Nestlé has reported a 4.3% rise in organic sales for the first quarter, to CHF 20.8bn. This was driven by a 4.7% increase in volumes, as pricing fell 0.4%.
Coronavirus is severely affecting Nestlé's out-of-home and food service customers - although the majority of markets saw significant growth in March because of stockpiling. The group is maintaining its original full year guidance, and expects further improvements in organic sales and underlying operating margins.
The shares rose 1.3% following the announcement.
Customers stockpiled as coronavirus and government restrictions spread in March. So it's no huge surprise the KitKat and Nescafe maker benefited.
But we think the group has some individual features to shout about too.
The first is a successful volume-led approach to sales, which we tend to prefer over relying on price increases. That's helped deliver underlying sales growth of at least 2% for over 20 years, with dividends increasing every year over that timeframe too. Even in these unusual times, not all Nestlé's rival consumer groups have managed to capitalise on the increased demand.
Crucially, the group thinks sales will hold up for the remainder of the year. With margins set to improve too, earnings per share will be taken along for the ride. We should say though that it's still too early to be sure about what's going to happen, and it's not all peachy.
There's long been pressure on prices, which reflects a lack of brand power potency in the wider industry. The volume-centred approach means Nestle is better placed to tackle this dilemma than some other groups, but any major downward pressure on price tags wouldn't be the best news. A bigger problem would be a generally less brand- loyal customer base.

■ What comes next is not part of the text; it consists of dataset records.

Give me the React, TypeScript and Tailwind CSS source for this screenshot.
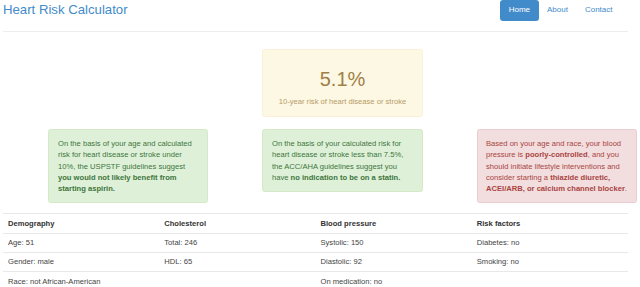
const rows = [
  ["Age: 51", "Total: 246", "Systolic: 150", "Diabetes: no"],
  ["Gender: male", "HDL: 65", "Diastolic: 92", "Smoking: no"],
  ["Race: not African-American", "", "On medication: no", ""],
];

const headers = ["Demography", "Cholesterol", "Blood pressure", "Risk factors"];

const App = () => {
  return (
    <div className="w-[640px] h-[287px] overflow-hidden bg-white pl-[3px] pr-[12px] font-['Liberation_Sans',Arial,sans-serif] text-[#333]">
      {/* Navbar */}
      <div className="flex h-[31px] items-start justify-between">
        <div className="h-[20px] flex items-center text-[13.2px] leading-[20px] text-[#428bca]">
          Heart Risk Calculator
        </div>
        <div className="flex items-center text-[8px] leading-[20px] mr-[7px]">
          <span className="px-[8.5px] h-[20.5px] flex items-center rounded-[3px] bg-[#428bca] text-white">Home</span>
          <span className="px-[8.5px] text-[#428bca]">About</span>
          <span className="px-[8.5px] text-[#428bca]">Contact</span>
        </div>
      </div>
      <div className="border-t border-[#eee]" />

      {/* Risk */}
      <div className="mt-[17px] ml-[259px]">
        <div className="w-[161px] h-[68px] rounded-[2.5px] border border-[#faf0d8] bg-[#fcf8e3] text-[#8a6d3b] text-center pt-[18px]">
          <div className="text-[20px] leading-[22px] text-[#a07f48]">5.1%</div>
          <div className="mt-[6px] text-[7.6px] leading-[11.25px] text-[#b89a68]">10-year risk of heart disease or stroke</div>
        </div>
      </div>

      {/* Recommendations */}
      <div className="mt-[12px] ml-[45px] flex items-start gap-[54px] text-[7.6px] leading-[11.25px]">
        <div className="w-[160px] shrink-0 rounded-[2.5px] border border-[#d6e9c6] bg-[#dff0d8] text-[#3c763d] px-[9px] py-[8px]">
          On the basis of your age and calculated risk for heart disease or stroke under 10%, the USPSTF guidelines suggest{" "}
          <b>you would not likely benefit from starting aspirin.</b>
        </div>
        <div className="w-[161px] shrink-0 rounded-[2.5px] border border-[#d6e9c6] bg-[#dff0d8] text-[#3c763d] px-[9px] py-[8px]">
          On the basis of your calculated risk for heart disease or stroke less than 7.5%, the ACC/AHA guidelines suggest you have{" "}
          <b>no indication to be on a statin.</b>
        </div>
        <div className="w-[160px] shrink-0 rounded-[2.5px] border border-[#ebccd1] bg-[#f2dede] text-[#a94442] pl-[8px] pr-[7px] py-[8px]">
          Based on your age and race, your blood pressure is <b>poorly-controlled</b>, and you should initiate lifestyle interventions and consider starting a{" "}
          <b>thiazide diuretic, ACEI/ARB, or calcium channel blocker</b>.
        </div>
      </div>

      {/* Inputs table */}
      <table className="mt-[10px] w-[625px] table-fixed border-collapse text-[7.6px] leading-[11.25px]">
        <thead>
          <tr className="border-t border-b border-[#e8e8e8]">
            {headers.map((h) => (
              <th key={h} className="text-left font-bold px-[5px] py-[3.5px]">
                {h}
              </th>
            ))}
          </tr>
        </thead>
        <tbody>
          {rows.map((r, i) => (
            <tr key={i} className="border-t border-[#e8e8e8]">
              {r.map((c, j) => (
                <td key={j} className="px-[5px] py-[3.5px] text-[#444]">
                  {c}
                </td>
              ))}
            </tr>
          ))}
        </tbody>
      </table>
    </div>
  );
};

export default App;
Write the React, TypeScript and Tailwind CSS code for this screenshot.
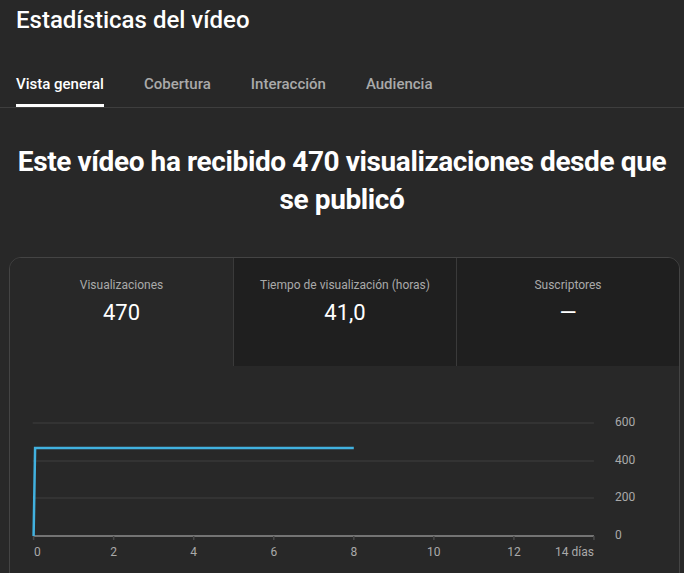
import React from "react";

const xs = [2, 4, 6, 8, 10, 12];
const X0 = 23.6;
const STEP = 80.05;
const XEND = X0 + 7 * STEP;

export default function App() {
  return (
    <div className="w-[684px] h-[573px] overflow-hidden bg-[#282828] text-white font-['Roboto',sans-serif]">
      <div className="px-4 pt-[5px] h-[56px]">
        <h1 className="text-[24px] leading-[30px] font-medium tracking-[0px]">Estadísticas del vídeo</h1>
      </div>
      <div className="flex gap-10 px-4 border-b border-[#3e3e3e] h-[52px] items-stretch">
        <div className="relative flex items-center pt-[5px] text-[15px] font-medium text-white">
          Vista general
          <div className="absolute left-0 right-0 bottom-0 h-[3px] bg-white" />
        </div>
        <div className="flex items-center pt-[5px] text-[15px] font-medium text-[#aaaaaa]">Cobertura</div>
        <div className="flex items-center pt-[5px] text-[15px] font-medium text-[#aaaaaa]">Interacción</div>
        <div className="flex items-center pt-[5px] text-[15px] font-medium text-[#aaaaaa]">Audiencia</div>
      </div>
      <div className="pt-[35px] px-2 text-center text-[28px] leading-[38px] font-bold tracking-[-0.4px]">
        Este vídeo ha recibido 470 visualizaciones desde que
        <br />
        se publicó
      </div>
      <div className="ml-[9px] w-[671px] mt-[38px] border border-[#444444] rounded-[12px] overflow-hidden">
        <div className="grid grid-cols-3 h-[108px]">
          <div className="bg-[#282828] flex flex-col items-center pt-[19px]">
            <div className="text-[12px] leading-[16px] text-[#aaaaaa]">Visualizaciones</div>
            <div className="text-[22px] leading-[30px] mt-[5px]">470</div>
          </div>
          <div className="bg-[#1f1f1f] border-l border-[#3a3a3a] flex flex-col items-center pt-[19px]">
            <div className="text-[12px] leading-[16px] text-[#aaaaaa]">Tiempo de visualización (horas)</div>
            <div className="text-[22px] leading-[30px] mt-[5px]">41,0</div>
          </div>
          <div className="bg-[#1f1f1f] border-l border-[#3a3a3a] flex flex-col items-center pt-[19px]">
            <div className="text-[12px] leading-[16px] text-[#aaaaaa]">Suscriptores</div>
            <div className="text-[22px] leading-[30px] mt-[5px]">—</div>
          </div>
        </div>
        <div className="h-[220px]">
          <svg width="669" height="220" className="block">
            {[57, 95, 132].map((y) => (
              <line key={y} x1={X0 - 1} x2={XEND} y1={y} y2={y} stroke="#333333" strokeWidth="2" />
            ))}
            <line x1={X0} x2={XEND} y1="170" y2="170" stroke="#8e8e8e" strokeWidth="1.5" />
            {[0, 2, 4, 6, 8, 10, 12, 14].map((d) => {
              const x = X0 + (d / 2) * STEP;
              return <line key={d} x1={x} x2={x} y1="170" y2="174" stroke="#4a4a4a" strokeWidth="1.5" />;
            })}
            <path d={`M${X0} 170 L${X0 + 1.5} 82 L${X0 + 4 * STEP} 82`} fill="none" stroke="#41b1df" strokeWidth="2.5" />
            <text x={X0 + 0.5} y="187" fill="#aaaaaa" fontSize="12" dominantBaseline="middle" fontFamily="Roboto, sans-serif">
              0
            </text>
            {xs.map((d) => {
              const x = X0 + (d / 2) * STEP;
              return (
                <text key={d} x={x} y="187" fill="#aaaaaa" fontSize="12" textAnchor="middle" dominantBaseline="middle" fontFamily="Roboto, sans-serif">
                  {d}
                </text>
              );
            })}
            <text x={XEND} y="187" fill="#aaaaaa" fontSize="12" textAnchor="end" dominantBaseline="middle" fontFamily="Roboto, sans-serif">
              14 días
            </text>
            {[
              ["600", 57],
              ["400", 95],
              ["200", 132],
              ["0", 170],
            ].map(([t, y]) => (
              <text key={t} x="605" y={y} fill="#aaaaaa" fontSize="12" dominantBaseline="middle" fontFamily="Roboto, sans-serif">
                {t}
              </text>
            ))}
          </svg>
        </div>
      </div>
    </div>
  );
}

Nestle's modus operandi relies on a research and development spend of CHF 1.7bn, providing firepower to create new products and varieties. Once innovations are established, the marketing and admin budget of almost CHF 20bn ensures they're front and centre of consumers' mind, which in turn encourages reliable revenues. Extra sales boost profits, and profits can be paid out as dividends or reinvested in next year's products. The cycle can start again.

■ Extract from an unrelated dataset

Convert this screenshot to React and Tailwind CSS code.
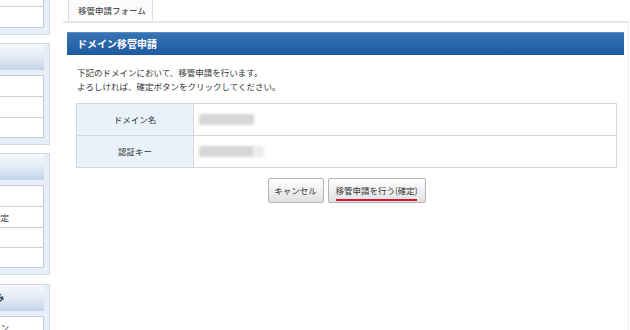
import React from "react";

const font = "font-['Noto_Sans_CJK_JP','Noto_Sans',sans-serif]";

function SideBox({ header, rows, className = "" }) {
  return (
    <div className={"border border-[#d3d9e2] bg-[#e6eef9] pr-[5px] pb-[6px] " + className}>
      {header !== undefined && (
        <div className="h-[26px] bg-gradient-to-b from-[#f7f9fc] via-[#e3ebf6] to-[#c3d3ea] flex items-center justify-end pr-[40px] text-[9px] font-bold text-[#333]">
          {header}
        </div>
      )}
      <div className={"bg-white border border-[#c9cdd3] " + (header !== undefined ? "mt-[5px]" : "")}>
        {rows.map((r, i) => (
          <div
            key={i}
            className={
              "flex items-center justify-end pr-[34px] text-[8.5px] text-[#333] " +
              (i < rows.length - 1 ? "border-b border-[#d0d0d0] " : "") +
              r.h
            }
          >
            {r.t}
          </div>
        ))}
      </div>
    </div>
  );
}

export default function App() {
  return (
    <div className={"flex w-[630px] h-[330px] bg-white overflow-hidden " + font}>
      {/* Sidebar */}
      <div className="w-[50px] shrink-0 overflow-hidden">
        <div className="w-[200px] ml-[-150px] mt-[-16px] flex flex-col">
          <SideBox
            rows={[
              { t: "", h: "h-[21px]" },
              { t: "", h: "h-[20px]" },
            ]}
          />
          <SideBox
            className="mt-[8px]"
            header=""
            rows={[
              { t: "", h: "h-[21px]" },
              { t: "", h: "h-[21px]" },
              { t: "", h: "h-[19px]" },
            ]}
          />
          <SideBox
            className="mt-[8px]"
            header=""
            rows={[
              { t: "", h: "h-[21px]" },
              { t: "ネームサーバー設定", h: "h-[21px]" },
              { t: "", h: "h-[20px]" },
              { t: "", h: "h-[19px]" },
            ]}
          />
          <SideBox
            className="mt-[9px]"
            header="お申し込み"
            rows={[
              { t: "ドメイン", h: "h-[21px]" },
              { t: "", h: "h-[21px]" },
            ]}
          />
        </div>
      </div>

      {/* Main */}
      <div className="ml-[13px] w-[566px] shrink-0 flex flex-col text-[#333]">
        {/* Tab row */}
        <div className="h-[21px] flex">
          <div className="ml-[5px] w-[85px] h-[21px] border-x border-[#dcdcdc] bg-[#fbfbfb] flex items-center pl-[9px] text-[8.5px] leading-none text-[#333]">
            移管申請フォーム
          </div>
        </div>
        <div className="h-[2px] bg-[#e8e5de]" />
        <div className="flex-1 border-r border-[#f0f0f0] flex flex-col">
          {/* Title bar */}
          <div className="mt-[9px] ml-[4px] mr-[4px] h-[23px] bg-gradient-to-b from-[#3774b5] to-[#1d5a9e] border-t border-[#5a8cc4] flex items-center pl-[10px] text-white text-[10px] font-bold leading-none">
            ドメイン移管申請
          </div>
          {/* Description */}
          <div className="mt-[10px] ml-[14px] text-[8.5px] leading-[14px] text-[#333]">
            <p>下記のドメインにおいて、移管申請を行います。</p>
            <p>よろしければ、確定ボタンをクリックしてください。</p>
          </div>
          {/* Table */}
          <div className="mt-[10px] ml-[13px] mr-[11px] border border-[#d4d7dc]">
            <div className="flex h-[32px] border-b border-[#d4d7dc]">
              <div className="w-[117px] shrink-0 bg-[#e9f1fa] border-r border-[#d4d7dc] flex items-center justify-center text-[8.5px]">
                ドメイン名
              </div>
              <div className="flex-1 flex items-center pl-[5px]">
                <div className="w-[55px] h-[11px] bg-[#d6d6d6] blur-[1.5px]" />
              </div>
            </div>
            <div className="flex h-[31px]">
              <div className="w-[117px] shrink-0 bg-[#e9f1fa] border-r border-[#d4d7dc] flex items-center justify-center text-[8.5px]">
                認証キー
              </div>
              <div className="flex-1 flex items-center pl-[5px]">
                <div className="w-[55px] h-[11px] bg-[#d6d6d6] blur-[1.5px]" />
                <div className="w-[10px] h-[11px] bg-[#ececec] blur-[1.5px]" />
              </div>
            </div>
          </div>
          {/* Buttons */}
          <div className="mt-[10px] flex justify-center gap-[4px] pl-[2px]">
            <button className="w-[56px] h-[25px] border border-[#b4b4b4] rounded-[2px] bg-gradient-to-b from-[#ffffff] to-[#e1e1e1] text-[8.5px] text-[#333] flex items-center justify-center">
              キャンセル
            </button>
            <button className="relative w-[98px] h-[25px] border border-[#b4b4b4] rounded-[2px] bg-gradient-to-b from-[#ffffff] to-[#e1e1e1] text-[8.5px] text-[#333] flex items-center justify-center">
              移管申請を行う(確定)
              <span className="absolute left-[7px] right-[8px] bottom-[1px] h-[2px] bg-[#d8142e]" />
            </button>
          </div>
        </div>
      </div>
    </div>
  );
}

Attempts to streamline the business means Nestle is now focussed on the core food, beverage and nutritional health products. However, what it means for the group's 23% shareholding in L'Oreal remains to be seen.
Overall Nestle is well placed, and we don't have worries about it surviving the current disruption. The priority from here will be protecting its brands and continuing to harness the strong demand for its products. The shares change hands for 23.1 times expected earnings, which is a vote of confidence from the market, but also means the shares could fall hard if progress disappoints.

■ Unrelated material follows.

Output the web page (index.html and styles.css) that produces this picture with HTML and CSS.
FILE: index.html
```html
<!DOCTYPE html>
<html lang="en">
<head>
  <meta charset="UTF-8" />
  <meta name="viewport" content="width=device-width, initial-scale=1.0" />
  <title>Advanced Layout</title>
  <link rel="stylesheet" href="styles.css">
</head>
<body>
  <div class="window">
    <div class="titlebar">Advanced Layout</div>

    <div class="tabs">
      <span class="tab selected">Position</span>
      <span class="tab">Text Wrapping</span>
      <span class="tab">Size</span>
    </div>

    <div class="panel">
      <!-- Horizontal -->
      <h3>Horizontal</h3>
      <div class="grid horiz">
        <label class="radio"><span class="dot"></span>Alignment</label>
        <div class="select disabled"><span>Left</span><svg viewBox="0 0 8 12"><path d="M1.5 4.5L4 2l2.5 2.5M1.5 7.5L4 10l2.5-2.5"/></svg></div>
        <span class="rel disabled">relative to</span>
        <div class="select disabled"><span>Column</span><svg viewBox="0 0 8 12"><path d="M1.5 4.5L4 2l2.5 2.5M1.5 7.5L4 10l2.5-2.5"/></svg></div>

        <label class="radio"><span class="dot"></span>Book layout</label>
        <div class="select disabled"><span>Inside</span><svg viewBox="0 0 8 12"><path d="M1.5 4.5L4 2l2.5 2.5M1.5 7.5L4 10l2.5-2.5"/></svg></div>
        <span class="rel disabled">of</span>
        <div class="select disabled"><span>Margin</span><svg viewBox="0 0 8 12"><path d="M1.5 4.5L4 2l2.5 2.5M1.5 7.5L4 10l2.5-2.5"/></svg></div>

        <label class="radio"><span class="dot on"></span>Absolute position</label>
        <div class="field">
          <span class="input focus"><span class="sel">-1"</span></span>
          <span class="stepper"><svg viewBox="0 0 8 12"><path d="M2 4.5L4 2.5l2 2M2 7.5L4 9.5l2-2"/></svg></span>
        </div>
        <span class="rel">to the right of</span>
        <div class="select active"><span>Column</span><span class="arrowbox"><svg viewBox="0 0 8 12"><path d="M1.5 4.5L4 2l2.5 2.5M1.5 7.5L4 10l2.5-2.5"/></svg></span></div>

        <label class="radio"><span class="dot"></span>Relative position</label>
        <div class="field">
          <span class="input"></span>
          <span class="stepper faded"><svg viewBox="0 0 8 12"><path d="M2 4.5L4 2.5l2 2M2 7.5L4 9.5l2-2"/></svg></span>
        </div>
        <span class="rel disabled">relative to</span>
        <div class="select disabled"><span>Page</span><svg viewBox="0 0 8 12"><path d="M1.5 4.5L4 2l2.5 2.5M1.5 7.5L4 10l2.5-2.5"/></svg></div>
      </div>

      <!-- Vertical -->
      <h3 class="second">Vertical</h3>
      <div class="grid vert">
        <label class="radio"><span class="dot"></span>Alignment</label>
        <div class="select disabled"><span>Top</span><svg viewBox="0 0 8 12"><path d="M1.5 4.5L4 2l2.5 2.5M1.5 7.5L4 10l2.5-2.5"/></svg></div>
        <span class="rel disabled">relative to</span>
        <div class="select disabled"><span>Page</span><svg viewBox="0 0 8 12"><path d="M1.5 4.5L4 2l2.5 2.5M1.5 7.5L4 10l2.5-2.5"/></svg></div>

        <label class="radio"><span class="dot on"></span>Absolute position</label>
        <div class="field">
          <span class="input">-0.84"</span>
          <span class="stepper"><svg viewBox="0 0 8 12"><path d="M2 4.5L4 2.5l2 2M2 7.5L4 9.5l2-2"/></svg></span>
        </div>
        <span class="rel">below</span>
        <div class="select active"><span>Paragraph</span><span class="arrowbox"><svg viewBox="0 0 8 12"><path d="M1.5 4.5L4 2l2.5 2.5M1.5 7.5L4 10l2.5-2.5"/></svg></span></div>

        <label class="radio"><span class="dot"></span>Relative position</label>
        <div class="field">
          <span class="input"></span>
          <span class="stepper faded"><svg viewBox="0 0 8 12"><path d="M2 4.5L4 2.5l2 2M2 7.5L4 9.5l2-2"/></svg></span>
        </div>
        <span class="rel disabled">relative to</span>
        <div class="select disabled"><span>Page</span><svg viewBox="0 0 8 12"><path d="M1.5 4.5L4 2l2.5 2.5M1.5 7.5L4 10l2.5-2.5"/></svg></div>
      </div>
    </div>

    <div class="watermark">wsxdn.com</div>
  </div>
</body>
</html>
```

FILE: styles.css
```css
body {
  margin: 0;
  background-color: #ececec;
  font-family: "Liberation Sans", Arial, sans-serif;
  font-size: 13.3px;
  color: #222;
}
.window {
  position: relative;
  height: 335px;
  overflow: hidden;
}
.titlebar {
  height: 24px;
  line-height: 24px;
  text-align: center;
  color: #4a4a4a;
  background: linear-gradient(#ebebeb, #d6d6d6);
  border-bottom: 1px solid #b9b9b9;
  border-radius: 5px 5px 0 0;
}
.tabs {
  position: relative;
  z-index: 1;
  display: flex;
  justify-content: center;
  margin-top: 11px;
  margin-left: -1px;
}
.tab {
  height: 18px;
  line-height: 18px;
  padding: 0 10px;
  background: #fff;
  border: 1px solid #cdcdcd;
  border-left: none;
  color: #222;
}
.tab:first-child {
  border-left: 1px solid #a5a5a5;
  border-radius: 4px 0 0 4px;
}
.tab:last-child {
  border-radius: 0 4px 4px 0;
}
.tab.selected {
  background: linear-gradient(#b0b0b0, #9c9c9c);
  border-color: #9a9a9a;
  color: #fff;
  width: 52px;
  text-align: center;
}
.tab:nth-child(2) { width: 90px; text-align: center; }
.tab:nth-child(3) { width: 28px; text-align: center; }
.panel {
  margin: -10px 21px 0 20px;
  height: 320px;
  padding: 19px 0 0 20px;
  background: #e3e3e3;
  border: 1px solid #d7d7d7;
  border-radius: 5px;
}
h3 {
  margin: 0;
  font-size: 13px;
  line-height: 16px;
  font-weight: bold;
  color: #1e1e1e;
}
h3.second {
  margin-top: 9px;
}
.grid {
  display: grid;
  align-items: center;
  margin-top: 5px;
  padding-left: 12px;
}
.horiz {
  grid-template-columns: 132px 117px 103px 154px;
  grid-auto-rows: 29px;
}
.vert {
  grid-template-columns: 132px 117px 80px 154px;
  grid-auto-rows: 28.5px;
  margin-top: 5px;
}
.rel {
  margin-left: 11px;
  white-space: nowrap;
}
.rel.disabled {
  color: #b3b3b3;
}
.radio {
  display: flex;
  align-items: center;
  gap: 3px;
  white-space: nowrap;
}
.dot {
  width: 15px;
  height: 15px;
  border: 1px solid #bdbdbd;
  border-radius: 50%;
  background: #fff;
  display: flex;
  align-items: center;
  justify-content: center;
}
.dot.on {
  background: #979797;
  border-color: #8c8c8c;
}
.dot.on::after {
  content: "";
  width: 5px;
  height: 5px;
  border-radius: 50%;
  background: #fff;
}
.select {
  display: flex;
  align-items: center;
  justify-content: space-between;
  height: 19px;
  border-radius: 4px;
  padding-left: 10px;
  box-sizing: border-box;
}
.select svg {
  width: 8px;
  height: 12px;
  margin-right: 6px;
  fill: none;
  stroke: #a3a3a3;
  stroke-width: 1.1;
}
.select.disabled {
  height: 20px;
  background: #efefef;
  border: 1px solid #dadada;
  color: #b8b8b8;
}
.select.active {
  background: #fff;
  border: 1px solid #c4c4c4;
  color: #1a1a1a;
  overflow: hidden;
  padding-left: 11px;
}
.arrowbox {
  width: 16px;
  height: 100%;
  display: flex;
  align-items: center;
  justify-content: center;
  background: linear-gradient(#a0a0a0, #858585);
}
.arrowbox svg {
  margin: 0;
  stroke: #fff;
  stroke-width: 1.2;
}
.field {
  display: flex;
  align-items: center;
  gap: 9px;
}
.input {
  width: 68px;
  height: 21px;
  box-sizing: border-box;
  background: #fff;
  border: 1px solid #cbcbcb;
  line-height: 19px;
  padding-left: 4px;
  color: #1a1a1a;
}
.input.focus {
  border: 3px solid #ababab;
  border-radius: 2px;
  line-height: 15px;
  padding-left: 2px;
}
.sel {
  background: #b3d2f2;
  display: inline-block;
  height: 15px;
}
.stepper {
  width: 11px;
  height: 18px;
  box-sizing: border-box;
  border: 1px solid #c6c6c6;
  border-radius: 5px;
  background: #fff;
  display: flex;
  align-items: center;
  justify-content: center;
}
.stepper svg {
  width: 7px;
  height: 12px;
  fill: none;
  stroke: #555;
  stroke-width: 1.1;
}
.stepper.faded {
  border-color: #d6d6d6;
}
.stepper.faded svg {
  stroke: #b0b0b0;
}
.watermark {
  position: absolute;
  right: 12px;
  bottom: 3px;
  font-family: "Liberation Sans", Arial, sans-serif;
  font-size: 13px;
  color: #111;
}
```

At the time of writing the shares offer a prospective yield of 1.8%, but remember this isn't guaranteed.
First quarter trading details (underlying)
Nestlé's largest division, the Americas, saw sales rise 7.4% to CHF 8.3bn. That reflects a 7.9% increase in volumes, which offset a 0.5% decline in average prices. The largest contributor to growth was Purina PetCare, which sold well online. Frozen food posted high single-digit growth.
Asia, Oceania and Africa saw sales decline 4.6% to CHF 5bn. That came as pricing remained flat and volumes fell. Performance was led by double-digit declines in China as a result of lockdowns. South East Asia saw solid growth in the period.
There was a more positive result in the Europe, Middle-East and North Africa region, where sales were up 7.1% to CHF 5.3bn. Again this was driven by a strong uplift in volumes, with prices down 1.1%. Germany, Russia, Israel and Spain saw particularly strong growth, and there were market share gains across most products and geographies.
Prepared dishes and cooking aids, coffee, Purina PetCare and infant nutrition reported double-digit growth. Water saw sales fall, reflecting declines in out-of-home spending.
Sales in the other businesses rose 8.5% to CHF 2.2bn. Nespresso saw mid-single-digit growth, although boutique closures meant sales declined in Europe.
In response to coronavirus Nestlé is extending payment terms, suspending rental fees for coffee machines and offering some free products. The total value of this initiative is expected to be around CHF 500m.
The sale of the U.S. ice cream business for $4bn completed on January 31, 2020. The sale of a 60% stake in the Herta charcuterie is expected to close in the first half of 2020. The group is considering a sale of its Yinlu peanut milk and canned rice porridge business in China.
Nestlé expects underlying earnings per share to increase year-on-year in 2020.
Unless otherwise stated estimates, including prospective yields, are a consensus of analyst forecasts provided by Thomson Reuters. These estimates are not a reliable indicator of future performance.